While I’m writing my dissertation, I am teaching at an independent learning school in a small town in Southern California. The school has traditionally been packet-based, with very little use of digital anything.
Dr. Stephen Pietrolungo, the principal here, is working diligently to move the school into the 21st century. This week, he outlined several fairly simple ways to integrate digital tools, inquiry-based learning, and critical consumption of information in his blog as a kick-off to our launch of the international Hour of Code.
While the week began a bit slow, the students are in my classroom coding as I write this, and their excitement and enthusiasm is inspiring. The students are experimenting, asking questions, sharing trials and successes, and expressing their understanding of how to manipulate code. In addition to being a fun activity, these students are becoming comfortable with what is often seen as a daunting and impossible task.
Coding is often thought of as something that only certain people have the aptitude and patience to learn. Whenever I hear someone say we should teach kids to code, I always ask why, and often, the response is “because.” Learning to code teaches so much more than programming; it teaches learners to think about detailed processes, encourages using logical thinking strategies, problem solving, inquiry, discovery, creativity, the list goes on. But if we teach coding for coding sake without an inherent understanding of why we are teaching it, we are diminishing the import and impact of the lesson.
Furthermore, adults need to quash their own fears of technology, as their seemingly innocent and off-handed comments like “oh I can’t do that” or “well I don’t know how” send a message to budding learners that if they are uncomfortable with a subject, they can just brush it off and not engage with it.
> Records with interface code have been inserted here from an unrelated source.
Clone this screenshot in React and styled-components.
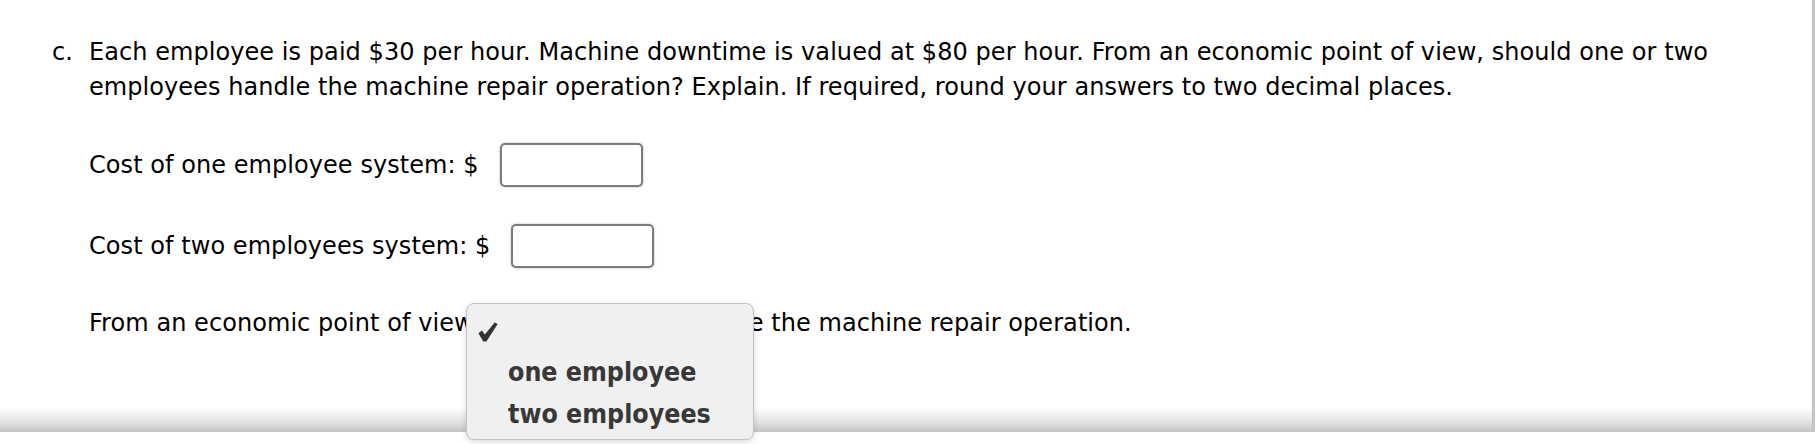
import React from "react";
import styled, { createGlobalStyle } from "styled-components";

const GlobalStyle = createGlobalStyle`
  html, body {
    margin: 0;
    padding: 0;
    background: #ffffff;
  }
  body {
    min-height: 444px;
    font-family: "DejaVu Sans", Verdana, sans-serif;
    color: #000;
  }
`;

const Panel = styled.div`
  position: relative;
  box-sizing: border-box;
  width: 1815px;
  height: 432px;
  padding: 35px 40px 0 52px;
  border-right: 3px solid #c4c4c4;
  background: linear-gradient(
    to bottom,
    #ffffff 0,
    #ffffff calc(100% - 24px),
    #e2e2e2 calc(100% - 10px),
    #c4c4c4 100%
  );
`;

const Question = styled.div`
  display: flex;
  align-items: flex-start;
  font-size: 24px;
  line-height: 35px;
  letter-spacing: 0.06px;
`;

const Marker = styled.div`
  flex: 0 0 37px;
`;

const Body = styled.div`
  flex: 1;
  display: flex;
  flex-direction: column;
`;

const Prompt = styled.p`
  margin: 0;
`;

const FieldRow = styled.div`
  position: relative;
  display: flex;
  align-items: center;
  min-height: 44px;
  margin-top: ${(p) => p.$mt}px;
  white-space: pre;
`;

const AmountInput = styled.input`
  box-sizing: border-box;
  width: 143px;
  height: 44px;
  margin: 0 0 0 21px;
  padding: 0 8px;
  border: 2px solid #7b7b7b;
  border-radius: 5px;
  background: #fff;
  box-shadow: 0 0 2px 1px rgba(0, 0, 0, 0.12);
  font: inherit;
  outline: none;
`;

const HiddenSelect = styled.select`
  box-sizing: border-box;
  width: 97px;
  height: 36px;
  margin: 0;
  border: 1px solid #999;
  border-radius: 4px;
  background: #fff;
  font: inherit;
  font-size: 18px;
`;

const Menu = styled.div`
  position: absolute;
  left: 377px;
  top: 2px;
  z-index: 2;
  box-sizing: border-box;
  width: 288px;
  height: 137px;
  padding: 3px 0 6px;
  background: #f0f0f0;
  border: 1px solid #c2c2c2;
  border-radius: 8px;
  box-shadow: 0 2px 6px rgba(0, 0, 0, 0.14);
  font-family: "DejaVu Sans Condensed", "DejaVu Sans", sans-serif;
  font-stretch: semi-condensed;
  font-weight: bold;
  font-size: 26.5px;
  letter-spacing: 0;
  color: #383838;
  white-space: nowrap;
`;

const MenuRow = styled.div`
  display: grid;
  grid-template-columns: 41px 1fr;
  align-items: center;
  height: ${(p) => p.$h}px;
  line-height: ${(p) => p.$h}px;
`;

const CheckCell = styled.span`
  display: flex;
  align-items: center;
  padding-left: 11px;
  height: 100%;
  padding-top: 5px;
  box-sizing: border-box;
`;

function CheckIcon() {
  return (
    <svg width="20" height="20" viewBox="0 0 20 20" aria-hidden="true">
      <path
        d="M0.4 11.2 L3.9 8.6 L6.9 12.4 L16.6 0.4 L19.7 1.9 L8.4 19.5 L5.3 19.5 Z"
        fill="#333333"
      />
    </svg>
  );
}

export default function App() {
  return (
    <>
      <GlobalStyle />
      <Panel>
        <Question>
          <Marker>c.</Marker>
          <Body>
            <Prompt>
              Each employee is paid $30 per hour. Machine downtime is valued at
              $80 per hour. From an economic point of view, should one or two
              employees handle the machine repair operation? Explain. If
              required, round your answers to two decimal places.
            </Prompt>
            <FieldRow $mt={38}>
              <span>Cost of one employee system: $</span>
              <AmountInput type="text" aria-label="Cost of one employee system" />
            </FieldRow>
            <FieldRow $mt={37}>
              <span>Cost of two employees system: $</span>
              <AmountInput type="text" aria-label="Cost of two employees system" />
            </FieldRow>
            <FieldRow $mt={33}>
              <span>From an economic point of view, </span>
              <HiddenSelect defaultValue="">
                <option value=""></option>
                <option value="one">one employee</option>
                <option value="two">two employees</option>
              </HiddenSelect>
              <span> should handle the machine repair operation.</span>
              <Menu role="listbox">
                <MenuRow $h={44}>
                  <CheckCell>
                    <CheckIcon />
                  </CheckCell>
                  <span />
                </MenuRow>
                <MenuRow $h={42}>
                  <span />
                  <span>one employee</span>
                </MenuRow>
                <MenuRow $h={42}>
                  <span />
                  <span>two employees</span>
                </MenuRow>
              </Menu>
            </FieldRow>
          </Body>
        </Question>
      </Panel>
    </>
  );
}
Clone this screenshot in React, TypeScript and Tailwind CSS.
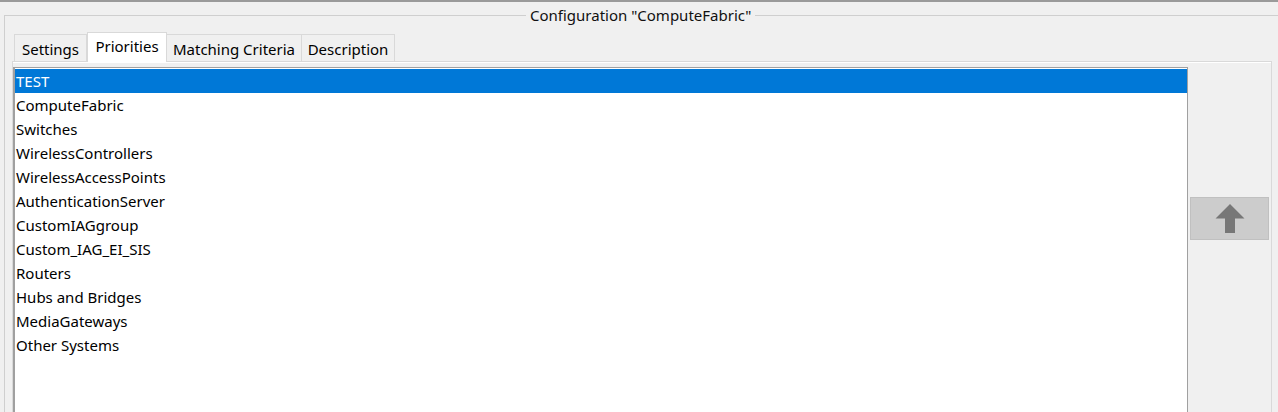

Instead, adults (particularly in school settings) need to constantly update their own understanding of the technologies their students use and encourage meaningful, productive use of the tools rather than dismissing them.
It is important that we do not integrate digital tools for the sake of using digital tools. Rather, we must teach learners why they are learning specific content and using new tools. In this way, we can help them to be innovative users of technology and critical consumers of information.